== WHAT YOU SHOULD DO ==
Scan the records below. List lines holding "this".
---- DATA SECTION
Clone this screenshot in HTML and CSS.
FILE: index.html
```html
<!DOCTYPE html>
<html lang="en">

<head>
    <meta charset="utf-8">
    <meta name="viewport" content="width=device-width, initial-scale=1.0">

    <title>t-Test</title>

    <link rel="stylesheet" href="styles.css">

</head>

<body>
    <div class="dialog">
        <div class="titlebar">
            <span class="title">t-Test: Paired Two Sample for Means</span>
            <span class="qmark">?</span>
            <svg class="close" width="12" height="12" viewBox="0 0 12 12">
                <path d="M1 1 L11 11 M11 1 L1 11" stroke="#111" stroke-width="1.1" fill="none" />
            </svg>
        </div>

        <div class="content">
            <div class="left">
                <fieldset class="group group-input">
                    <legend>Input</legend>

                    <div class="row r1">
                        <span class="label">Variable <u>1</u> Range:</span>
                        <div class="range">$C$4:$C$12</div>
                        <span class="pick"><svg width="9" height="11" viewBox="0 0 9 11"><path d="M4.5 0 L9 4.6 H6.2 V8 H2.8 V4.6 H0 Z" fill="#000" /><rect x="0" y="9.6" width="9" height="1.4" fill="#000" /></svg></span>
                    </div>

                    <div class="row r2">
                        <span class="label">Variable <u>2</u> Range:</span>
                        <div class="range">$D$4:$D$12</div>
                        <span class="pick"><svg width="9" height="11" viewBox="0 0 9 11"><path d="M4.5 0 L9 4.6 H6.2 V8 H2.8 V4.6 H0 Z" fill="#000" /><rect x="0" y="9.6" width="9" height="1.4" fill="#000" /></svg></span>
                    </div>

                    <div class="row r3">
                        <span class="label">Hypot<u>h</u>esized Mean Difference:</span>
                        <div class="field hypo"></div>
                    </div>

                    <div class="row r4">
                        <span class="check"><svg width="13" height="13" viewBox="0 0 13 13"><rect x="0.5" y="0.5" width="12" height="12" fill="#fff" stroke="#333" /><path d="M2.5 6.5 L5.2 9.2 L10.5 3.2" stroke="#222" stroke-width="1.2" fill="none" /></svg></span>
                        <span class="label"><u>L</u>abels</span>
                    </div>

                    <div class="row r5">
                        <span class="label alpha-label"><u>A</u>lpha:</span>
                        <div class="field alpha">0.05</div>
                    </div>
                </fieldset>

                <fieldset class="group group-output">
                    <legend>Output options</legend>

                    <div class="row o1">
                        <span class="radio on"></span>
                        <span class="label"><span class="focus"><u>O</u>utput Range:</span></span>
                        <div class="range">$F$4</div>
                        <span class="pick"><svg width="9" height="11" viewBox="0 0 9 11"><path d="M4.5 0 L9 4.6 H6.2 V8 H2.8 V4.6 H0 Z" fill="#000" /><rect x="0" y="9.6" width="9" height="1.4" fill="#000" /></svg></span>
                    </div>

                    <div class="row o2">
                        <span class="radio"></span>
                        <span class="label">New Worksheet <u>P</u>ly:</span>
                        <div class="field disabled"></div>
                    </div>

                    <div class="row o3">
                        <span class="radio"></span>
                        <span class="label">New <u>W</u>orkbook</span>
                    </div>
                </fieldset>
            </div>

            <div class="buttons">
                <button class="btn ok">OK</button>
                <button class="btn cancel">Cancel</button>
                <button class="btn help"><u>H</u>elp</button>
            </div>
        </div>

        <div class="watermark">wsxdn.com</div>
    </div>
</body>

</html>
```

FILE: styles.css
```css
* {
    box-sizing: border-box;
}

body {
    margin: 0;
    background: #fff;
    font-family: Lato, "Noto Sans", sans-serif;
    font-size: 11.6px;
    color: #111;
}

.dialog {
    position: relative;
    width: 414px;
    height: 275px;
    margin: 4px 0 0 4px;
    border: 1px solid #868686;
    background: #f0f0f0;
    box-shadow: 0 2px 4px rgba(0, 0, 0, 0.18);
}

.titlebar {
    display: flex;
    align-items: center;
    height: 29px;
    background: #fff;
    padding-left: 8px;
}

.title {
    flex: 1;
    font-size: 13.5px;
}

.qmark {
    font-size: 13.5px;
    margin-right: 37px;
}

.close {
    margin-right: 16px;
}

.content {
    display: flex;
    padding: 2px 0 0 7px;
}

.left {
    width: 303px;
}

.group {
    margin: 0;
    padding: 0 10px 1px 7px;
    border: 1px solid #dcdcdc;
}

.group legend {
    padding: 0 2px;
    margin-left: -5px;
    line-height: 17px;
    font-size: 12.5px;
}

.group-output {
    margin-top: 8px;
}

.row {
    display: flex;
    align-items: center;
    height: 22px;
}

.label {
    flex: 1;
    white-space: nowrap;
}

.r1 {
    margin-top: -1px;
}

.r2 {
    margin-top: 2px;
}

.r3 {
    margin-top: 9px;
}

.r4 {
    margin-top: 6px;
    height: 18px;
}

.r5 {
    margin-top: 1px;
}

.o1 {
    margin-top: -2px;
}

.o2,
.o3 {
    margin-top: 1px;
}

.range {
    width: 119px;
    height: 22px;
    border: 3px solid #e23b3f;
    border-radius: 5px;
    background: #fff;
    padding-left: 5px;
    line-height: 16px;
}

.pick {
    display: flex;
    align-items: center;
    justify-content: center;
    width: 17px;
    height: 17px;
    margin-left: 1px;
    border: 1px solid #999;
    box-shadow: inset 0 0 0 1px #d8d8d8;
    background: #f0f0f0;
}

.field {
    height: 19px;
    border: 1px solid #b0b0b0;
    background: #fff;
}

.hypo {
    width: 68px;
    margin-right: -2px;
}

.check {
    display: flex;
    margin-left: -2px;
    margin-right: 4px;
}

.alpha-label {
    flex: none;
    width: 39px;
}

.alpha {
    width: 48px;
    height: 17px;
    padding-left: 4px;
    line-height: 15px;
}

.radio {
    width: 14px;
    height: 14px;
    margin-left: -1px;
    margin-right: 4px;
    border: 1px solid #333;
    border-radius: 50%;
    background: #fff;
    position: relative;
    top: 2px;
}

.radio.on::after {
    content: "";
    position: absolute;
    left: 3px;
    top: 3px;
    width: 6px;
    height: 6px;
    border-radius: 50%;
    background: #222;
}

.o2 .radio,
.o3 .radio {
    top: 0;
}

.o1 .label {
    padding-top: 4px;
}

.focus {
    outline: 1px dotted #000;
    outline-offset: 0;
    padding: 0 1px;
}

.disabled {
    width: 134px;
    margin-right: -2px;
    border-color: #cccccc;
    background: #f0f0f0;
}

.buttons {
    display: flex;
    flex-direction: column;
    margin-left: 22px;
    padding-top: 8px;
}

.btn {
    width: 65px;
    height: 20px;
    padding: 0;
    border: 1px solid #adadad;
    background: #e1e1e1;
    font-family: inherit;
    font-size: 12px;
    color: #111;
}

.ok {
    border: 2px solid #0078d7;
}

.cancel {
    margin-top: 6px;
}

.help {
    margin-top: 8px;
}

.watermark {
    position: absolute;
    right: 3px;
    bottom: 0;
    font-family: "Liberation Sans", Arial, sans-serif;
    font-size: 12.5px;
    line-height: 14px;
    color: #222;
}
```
--------
---- DATA SECTION
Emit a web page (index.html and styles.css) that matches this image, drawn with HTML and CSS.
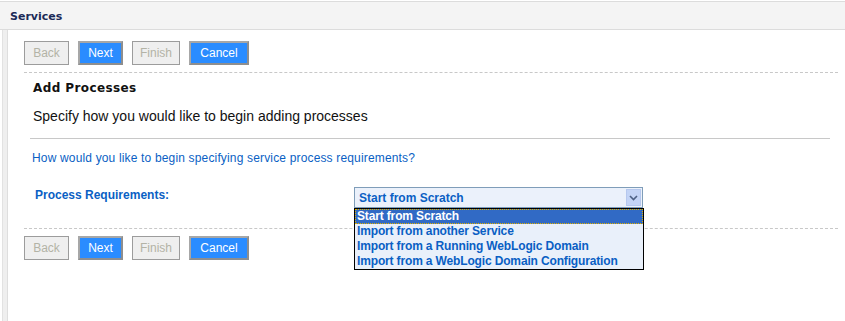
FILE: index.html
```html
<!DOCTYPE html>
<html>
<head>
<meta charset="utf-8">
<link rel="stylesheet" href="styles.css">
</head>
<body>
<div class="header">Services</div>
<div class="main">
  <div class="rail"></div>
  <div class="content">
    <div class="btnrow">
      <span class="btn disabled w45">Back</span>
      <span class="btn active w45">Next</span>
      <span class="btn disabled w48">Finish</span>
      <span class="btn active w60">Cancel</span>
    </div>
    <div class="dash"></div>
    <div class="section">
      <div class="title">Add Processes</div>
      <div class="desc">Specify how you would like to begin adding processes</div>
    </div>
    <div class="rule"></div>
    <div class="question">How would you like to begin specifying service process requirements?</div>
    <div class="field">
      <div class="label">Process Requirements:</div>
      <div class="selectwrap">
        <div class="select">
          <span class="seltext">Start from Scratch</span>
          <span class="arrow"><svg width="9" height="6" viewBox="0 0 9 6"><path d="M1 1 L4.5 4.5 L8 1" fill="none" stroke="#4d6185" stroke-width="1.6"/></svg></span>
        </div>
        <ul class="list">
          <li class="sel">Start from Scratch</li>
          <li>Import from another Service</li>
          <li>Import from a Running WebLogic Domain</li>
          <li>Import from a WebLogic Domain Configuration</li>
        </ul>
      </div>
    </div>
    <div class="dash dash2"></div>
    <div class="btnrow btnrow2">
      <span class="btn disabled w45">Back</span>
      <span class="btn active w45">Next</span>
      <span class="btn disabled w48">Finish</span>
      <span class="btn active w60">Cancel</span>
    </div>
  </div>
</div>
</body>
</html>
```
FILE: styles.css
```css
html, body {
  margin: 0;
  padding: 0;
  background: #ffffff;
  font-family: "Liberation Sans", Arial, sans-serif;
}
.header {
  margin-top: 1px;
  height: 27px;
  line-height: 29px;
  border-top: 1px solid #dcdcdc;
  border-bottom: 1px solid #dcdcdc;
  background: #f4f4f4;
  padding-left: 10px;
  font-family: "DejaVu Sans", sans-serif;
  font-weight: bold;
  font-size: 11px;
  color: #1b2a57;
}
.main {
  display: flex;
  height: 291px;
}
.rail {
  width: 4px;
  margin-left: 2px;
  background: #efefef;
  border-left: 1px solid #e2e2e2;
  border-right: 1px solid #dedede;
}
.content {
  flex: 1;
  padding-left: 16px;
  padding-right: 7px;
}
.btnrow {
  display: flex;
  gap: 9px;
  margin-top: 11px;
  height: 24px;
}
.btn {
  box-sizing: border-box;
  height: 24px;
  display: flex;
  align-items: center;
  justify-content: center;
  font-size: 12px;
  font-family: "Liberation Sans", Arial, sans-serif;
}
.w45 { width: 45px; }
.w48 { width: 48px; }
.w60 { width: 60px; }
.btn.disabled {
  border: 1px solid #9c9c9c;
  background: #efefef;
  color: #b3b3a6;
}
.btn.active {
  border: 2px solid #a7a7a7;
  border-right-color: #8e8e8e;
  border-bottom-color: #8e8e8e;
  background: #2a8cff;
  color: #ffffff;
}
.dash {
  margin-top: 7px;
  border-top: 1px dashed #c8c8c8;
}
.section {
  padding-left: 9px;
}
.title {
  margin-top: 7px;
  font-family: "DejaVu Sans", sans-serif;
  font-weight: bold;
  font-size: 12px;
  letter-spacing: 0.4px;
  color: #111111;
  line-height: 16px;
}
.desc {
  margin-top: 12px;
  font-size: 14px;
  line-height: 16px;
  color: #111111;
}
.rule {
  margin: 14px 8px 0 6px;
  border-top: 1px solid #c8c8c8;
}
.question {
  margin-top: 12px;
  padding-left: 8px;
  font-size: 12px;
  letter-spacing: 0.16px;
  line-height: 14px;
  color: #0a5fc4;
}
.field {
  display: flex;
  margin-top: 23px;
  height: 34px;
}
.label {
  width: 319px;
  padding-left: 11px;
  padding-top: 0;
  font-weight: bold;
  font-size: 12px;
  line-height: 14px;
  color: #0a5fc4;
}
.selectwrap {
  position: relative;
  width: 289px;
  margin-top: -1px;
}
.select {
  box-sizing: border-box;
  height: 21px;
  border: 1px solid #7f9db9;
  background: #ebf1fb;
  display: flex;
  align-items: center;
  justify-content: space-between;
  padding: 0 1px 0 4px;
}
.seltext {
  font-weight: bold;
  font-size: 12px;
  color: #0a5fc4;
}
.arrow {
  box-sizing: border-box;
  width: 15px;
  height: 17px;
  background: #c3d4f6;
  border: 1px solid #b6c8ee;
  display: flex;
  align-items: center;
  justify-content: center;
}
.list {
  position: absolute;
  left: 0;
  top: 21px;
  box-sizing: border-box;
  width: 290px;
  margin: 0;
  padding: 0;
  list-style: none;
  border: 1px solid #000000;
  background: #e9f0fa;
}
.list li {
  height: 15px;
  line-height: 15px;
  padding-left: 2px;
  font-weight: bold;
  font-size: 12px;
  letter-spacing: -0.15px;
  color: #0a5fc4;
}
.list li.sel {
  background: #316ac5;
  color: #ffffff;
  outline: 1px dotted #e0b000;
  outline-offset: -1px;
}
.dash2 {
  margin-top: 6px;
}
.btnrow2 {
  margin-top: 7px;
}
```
--------
== ANSWER ==
Clone this screenshot in HTML and CSS.
Emit a web page (index.html and styles.css) that matches this image, drawn with HTML and CSS.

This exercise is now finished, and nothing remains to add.